デフレの逆風の中で、キヤノンを成長へと導いてきた御手洗冨士夫会長兼社長。デジカメ市場が縮小したいま、次の一手は何なのか。経団連会長を務めた後も経営の最前線で舵を取り続ける御手洗氏に、田原氏が鋭く迫った!

御手洗冨士夫氏

【田原】御手洗さんは僕とそう年が変わらないのに、お若いですね。元気の秘密は何ですか。

【御手洗】とくに何か気をつけていることはないのですが、あえて言えば早寝早起きでしょうか。毎朝4時ごろ起きています。

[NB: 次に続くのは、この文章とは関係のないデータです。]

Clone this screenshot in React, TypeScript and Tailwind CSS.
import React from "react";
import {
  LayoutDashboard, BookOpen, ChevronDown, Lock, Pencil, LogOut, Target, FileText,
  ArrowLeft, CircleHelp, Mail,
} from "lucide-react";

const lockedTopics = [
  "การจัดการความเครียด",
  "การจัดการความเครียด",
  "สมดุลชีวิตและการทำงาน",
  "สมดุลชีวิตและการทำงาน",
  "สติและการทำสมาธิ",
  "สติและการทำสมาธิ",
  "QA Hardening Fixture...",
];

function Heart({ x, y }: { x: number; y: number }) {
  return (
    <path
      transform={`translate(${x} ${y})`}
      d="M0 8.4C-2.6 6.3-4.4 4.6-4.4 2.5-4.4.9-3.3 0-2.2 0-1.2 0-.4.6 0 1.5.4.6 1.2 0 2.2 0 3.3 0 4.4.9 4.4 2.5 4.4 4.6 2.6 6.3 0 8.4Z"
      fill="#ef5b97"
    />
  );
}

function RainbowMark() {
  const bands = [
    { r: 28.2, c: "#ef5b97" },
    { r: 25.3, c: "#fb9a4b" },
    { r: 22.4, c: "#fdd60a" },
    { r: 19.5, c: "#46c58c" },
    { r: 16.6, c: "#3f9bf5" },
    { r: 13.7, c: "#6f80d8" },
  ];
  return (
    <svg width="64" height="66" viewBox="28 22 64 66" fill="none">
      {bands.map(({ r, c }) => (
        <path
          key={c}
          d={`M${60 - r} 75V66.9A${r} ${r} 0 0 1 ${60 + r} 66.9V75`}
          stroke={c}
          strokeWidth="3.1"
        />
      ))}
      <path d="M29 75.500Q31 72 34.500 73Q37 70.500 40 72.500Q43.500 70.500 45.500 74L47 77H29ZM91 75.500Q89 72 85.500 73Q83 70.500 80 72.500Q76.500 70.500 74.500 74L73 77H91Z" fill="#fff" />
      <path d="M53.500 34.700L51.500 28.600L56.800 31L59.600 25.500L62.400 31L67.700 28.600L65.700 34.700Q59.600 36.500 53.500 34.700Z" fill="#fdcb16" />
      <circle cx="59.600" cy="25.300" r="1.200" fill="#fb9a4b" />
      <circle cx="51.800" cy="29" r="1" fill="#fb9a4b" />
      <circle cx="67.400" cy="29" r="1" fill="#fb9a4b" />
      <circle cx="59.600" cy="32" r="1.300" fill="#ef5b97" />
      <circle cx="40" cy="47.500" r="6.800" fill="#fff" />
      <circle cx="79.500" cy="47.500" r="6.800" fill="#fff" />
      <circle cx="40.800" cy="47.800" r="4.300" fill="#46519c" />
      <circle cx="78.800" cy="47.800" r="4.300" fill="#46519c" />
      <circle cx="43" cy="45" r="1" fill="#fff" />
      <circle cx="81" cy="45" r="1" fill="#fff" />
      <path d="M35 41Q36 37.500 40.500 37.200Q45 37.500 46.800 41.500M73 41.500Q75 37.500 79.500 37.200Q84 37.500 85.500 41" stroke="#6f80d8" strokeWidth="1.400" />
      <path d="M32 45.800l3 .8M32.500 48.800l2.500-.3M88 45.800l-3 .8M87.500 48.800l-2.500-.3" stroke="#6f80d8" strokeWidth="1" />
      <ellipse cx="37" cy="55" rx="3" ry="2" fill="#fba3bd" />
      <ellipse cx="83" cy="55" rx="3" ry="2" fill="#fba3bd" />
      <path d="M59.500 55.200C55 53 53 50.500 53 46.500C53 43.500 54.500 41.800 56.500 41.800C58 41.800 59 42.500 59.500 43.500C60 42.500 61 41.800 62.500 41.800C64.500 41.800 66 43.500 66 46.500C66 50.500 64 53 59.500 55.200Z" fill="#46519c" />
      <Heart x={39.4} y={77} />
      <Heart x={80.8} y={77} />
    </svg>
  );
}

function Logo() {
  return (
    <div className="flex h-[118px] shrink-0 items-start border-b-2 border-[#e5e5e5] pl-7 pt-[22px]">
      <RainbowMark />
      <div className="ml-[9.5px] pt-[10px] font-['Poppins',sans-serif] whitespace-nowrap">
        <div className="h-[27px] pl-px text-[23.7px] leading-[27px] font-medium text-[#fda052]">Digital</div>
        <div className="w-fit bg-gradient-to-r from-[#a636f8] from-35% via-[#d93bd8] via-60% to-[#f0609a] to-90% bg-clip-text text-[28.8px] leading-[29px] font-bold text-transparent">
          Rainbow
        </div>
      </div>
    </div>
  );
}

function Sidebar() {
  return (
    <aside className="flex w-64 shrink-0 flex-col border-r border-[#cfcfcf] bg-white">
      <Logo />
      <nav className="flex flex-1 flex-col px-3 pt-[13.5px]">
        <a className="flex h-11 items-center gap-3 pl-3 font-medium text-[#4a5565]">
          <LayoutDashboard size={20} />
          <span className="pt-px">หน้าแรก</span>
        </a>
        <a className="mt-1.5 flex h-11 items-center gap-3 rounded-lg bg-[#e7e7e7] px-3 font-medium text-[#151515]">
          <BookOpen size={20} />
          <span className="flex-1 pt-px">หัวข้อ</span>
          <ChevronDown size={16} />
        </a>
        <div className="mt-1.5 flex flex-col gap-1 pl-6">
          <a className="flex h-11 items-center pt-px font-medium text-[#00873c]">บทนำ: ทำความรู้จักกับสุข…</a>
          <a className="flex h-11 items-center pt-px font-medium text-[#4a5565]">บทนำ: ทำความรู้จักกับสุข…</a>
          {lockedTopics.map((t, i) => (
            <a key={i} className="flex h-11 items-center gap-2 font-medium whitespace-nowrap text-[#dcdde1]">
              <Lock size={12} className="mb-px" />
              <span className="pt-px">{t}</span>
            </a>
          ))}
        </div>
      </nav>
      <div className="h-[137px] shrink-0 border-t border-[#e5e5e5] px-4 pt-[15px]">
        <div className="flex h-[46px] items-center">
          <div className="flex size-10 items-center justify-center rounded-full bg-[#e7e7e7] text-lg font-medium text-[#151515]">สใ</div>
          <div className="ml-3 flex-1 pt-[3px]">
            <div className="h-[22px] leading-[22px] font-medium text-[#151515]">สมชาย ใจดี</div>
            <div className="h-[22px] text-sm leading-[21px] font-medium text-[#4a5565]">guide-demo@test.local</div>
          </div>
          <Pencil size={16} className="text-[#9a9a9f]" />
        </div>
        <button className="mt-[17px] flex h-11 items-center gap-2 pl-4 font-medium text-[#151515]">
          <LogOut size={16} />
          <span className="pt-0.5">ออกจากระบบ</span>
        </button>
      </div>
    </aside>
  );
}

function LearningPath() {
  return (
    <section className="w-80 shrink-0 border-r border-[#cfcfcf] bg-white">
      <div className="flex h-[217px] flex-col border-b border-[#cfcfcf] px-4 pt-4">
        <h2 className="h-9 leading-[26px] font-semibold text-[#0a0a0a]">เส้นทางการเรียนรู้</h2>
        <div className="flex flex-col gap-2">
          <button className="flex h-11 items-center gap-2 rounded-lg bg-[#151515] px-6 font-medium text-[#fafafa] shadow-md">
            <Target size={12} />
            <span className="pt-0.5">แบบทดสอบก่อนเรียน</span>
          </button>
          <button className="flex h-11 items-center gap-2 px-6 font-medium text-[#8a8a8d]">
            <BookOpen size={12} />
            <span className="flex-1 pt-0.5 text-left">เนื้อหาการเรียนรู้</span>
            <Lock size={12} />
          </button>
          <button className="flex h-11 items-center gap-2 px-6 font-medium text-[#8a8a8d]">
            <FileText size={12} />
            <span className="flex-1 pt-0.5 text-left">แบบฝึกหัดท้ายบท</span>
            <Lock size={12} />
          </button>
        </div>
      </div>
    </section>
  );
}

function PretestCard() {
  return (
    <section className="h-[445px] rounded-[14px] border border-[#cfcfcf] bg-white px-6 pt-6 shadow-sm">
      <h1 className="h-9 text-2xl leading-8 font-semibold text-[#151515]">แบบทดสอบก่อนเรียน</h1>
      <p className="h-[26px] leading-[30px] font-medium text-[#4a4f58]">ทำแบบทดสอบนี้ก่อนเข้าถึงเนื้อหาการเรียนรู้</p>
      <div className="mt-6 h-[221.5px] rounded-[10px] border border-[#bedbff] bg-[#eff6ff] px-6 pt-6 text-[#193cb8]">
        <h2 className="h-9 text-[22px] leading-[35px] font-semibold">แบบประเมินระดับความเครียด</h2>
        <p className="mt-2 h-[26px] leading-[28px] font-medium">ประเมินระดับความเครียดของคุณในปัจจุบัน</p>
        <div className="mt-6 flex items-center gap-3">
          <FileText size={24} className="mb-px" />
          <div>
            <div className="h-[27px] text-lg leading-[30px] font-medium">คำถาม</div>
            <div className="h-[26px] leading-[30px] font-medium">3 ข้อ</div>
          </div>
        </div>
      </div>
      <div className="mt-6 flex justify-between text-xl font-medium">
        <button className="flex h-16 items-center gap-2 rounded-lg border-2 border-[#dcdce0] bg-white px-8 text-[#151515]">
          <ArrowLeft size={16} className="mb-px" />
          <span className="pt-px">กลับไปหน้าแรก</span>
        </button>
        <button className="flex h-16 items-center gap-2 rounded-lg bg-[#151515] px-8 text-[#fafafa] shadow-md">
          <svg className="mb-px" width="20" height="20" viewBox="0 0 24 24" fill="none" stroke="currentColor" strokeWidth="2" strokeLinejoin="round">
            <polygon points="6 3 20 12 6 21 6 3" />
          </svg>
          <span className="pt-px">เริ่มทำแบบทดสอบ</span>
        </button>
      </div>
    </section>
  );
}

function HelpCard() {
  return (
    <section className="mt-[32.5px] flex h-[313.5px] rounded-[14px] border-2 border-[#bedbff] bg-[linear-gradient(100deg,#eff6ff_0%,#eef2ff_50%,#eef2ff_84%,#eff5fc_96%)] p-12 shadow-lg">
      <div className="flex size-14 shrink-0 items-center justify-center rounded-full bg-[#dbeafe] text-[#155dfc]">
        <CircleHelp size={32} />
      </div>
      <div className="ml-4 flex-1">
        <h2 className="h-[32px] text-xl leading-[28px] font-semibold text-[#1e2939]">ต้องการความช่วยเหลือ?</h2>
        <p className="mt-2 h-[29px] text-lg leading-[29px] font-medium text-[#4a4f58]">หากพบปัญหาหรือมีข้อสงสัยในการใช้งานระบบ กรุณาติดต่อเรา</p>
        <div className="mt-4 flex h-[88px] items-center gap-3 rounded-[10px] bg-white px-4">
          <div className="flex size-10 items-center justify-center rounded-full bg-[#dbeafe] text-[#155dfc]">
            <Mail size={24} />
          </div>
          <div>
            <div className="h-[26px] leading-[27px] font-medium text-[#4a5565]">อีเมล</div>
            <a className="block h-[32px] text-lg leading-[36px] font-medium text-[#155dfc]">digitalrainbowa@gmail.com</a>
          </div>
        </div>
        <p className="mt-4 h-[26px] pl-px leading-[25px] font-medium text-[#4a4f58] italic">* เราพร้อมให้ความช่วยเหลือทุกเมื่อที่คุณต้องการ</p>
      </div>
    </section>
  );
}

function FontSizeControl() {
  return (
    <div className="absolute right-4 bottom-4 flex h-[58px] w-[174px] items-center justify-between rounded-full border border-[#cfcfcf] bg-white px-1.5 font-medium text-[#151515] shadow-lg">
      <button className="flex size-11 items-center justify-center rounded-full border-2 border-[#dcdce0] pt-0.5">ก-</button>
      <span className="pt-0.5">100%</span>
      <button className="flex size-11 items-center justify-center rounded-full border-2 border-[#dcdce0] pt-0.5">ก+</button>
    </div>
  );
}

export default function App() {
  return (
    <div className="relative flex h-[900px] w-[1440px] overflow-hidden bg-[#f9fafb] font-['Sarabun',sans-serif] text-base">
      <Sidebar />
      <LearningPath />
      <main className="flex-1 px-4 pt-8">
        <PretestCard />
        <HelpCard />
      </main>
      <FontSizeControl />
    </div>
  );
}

【田原】4時? そんなに早く起きて何をするのですか。

【御手洗】日経新聞の電子版を読みます。ニューヨークは昼間ですから、為替や長期金利、向こうのウォールストリートの市況がわかる。それをじっくり読んで、会社には7時前に着きます。

【田原】トップの会長が7時に出社すると、社員は大変じゃないですか。

【御手洗】そうですね、会社が始まるのは8時半ですが、7時には役員が全員そろっています。でも、これは私が始めたことではなく、朝会というキヤノンの伝統です。それで、7時45分くらいには役員会議室に集まってきて、8時半まで意見交換をする。そのときに毎朝読む新聞がネタになるわけです。

【田原】なるほど。

【御手洗】ちなみにキヤノンに役員専用のフロアはありません。朝会の後は、現場の一角にある各自の部屋に散らばっていきます。

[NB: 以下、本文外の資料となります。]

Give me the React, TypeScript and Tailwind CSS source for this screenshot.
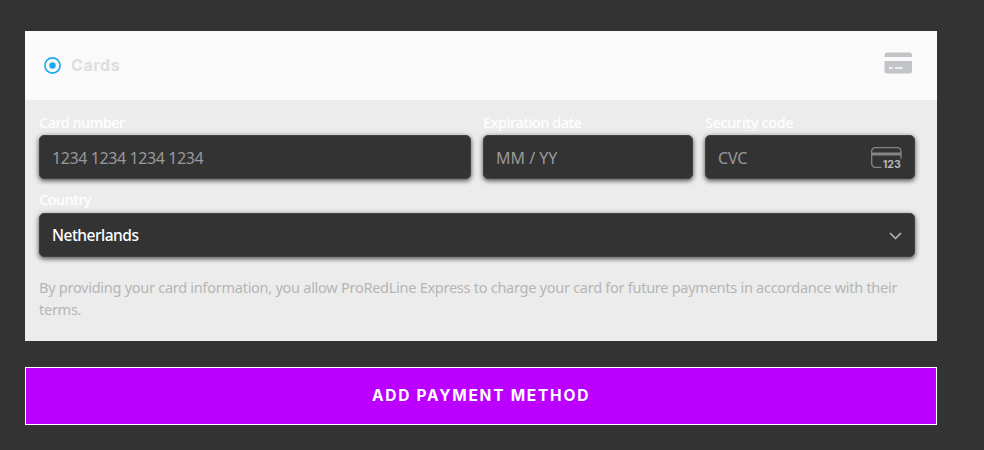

【田原】おもしろい。ホンダもワイガヤ精神で、役員室をつくらなかった。

【御手洗】うちは役員食堂もないですから。私もみんなと同じ食堂を使っていますが、私が並んでいても、誰も順番を譲ってくれない(笑)。

【田原】ところで経団連会長を終えると、社長や会長をやめる人が多いですね。御手洗さんはお若いけれど、一方で、なぜ引退せずいつまでもトップにいるのかという批判もある。ご自分では、どうお考えですか。

【御手洗】批判はよくわかります。必ずしもすべてではありませんが、日本では、組織のトップは上がりポジションになっている傾向があるのではないでしょうか。たとえば官僚もそうかもしれませんし、大臣にもそういった例が少なからずあるように思います。日本の会社もだいたいそうで、トップを数年やって引退する。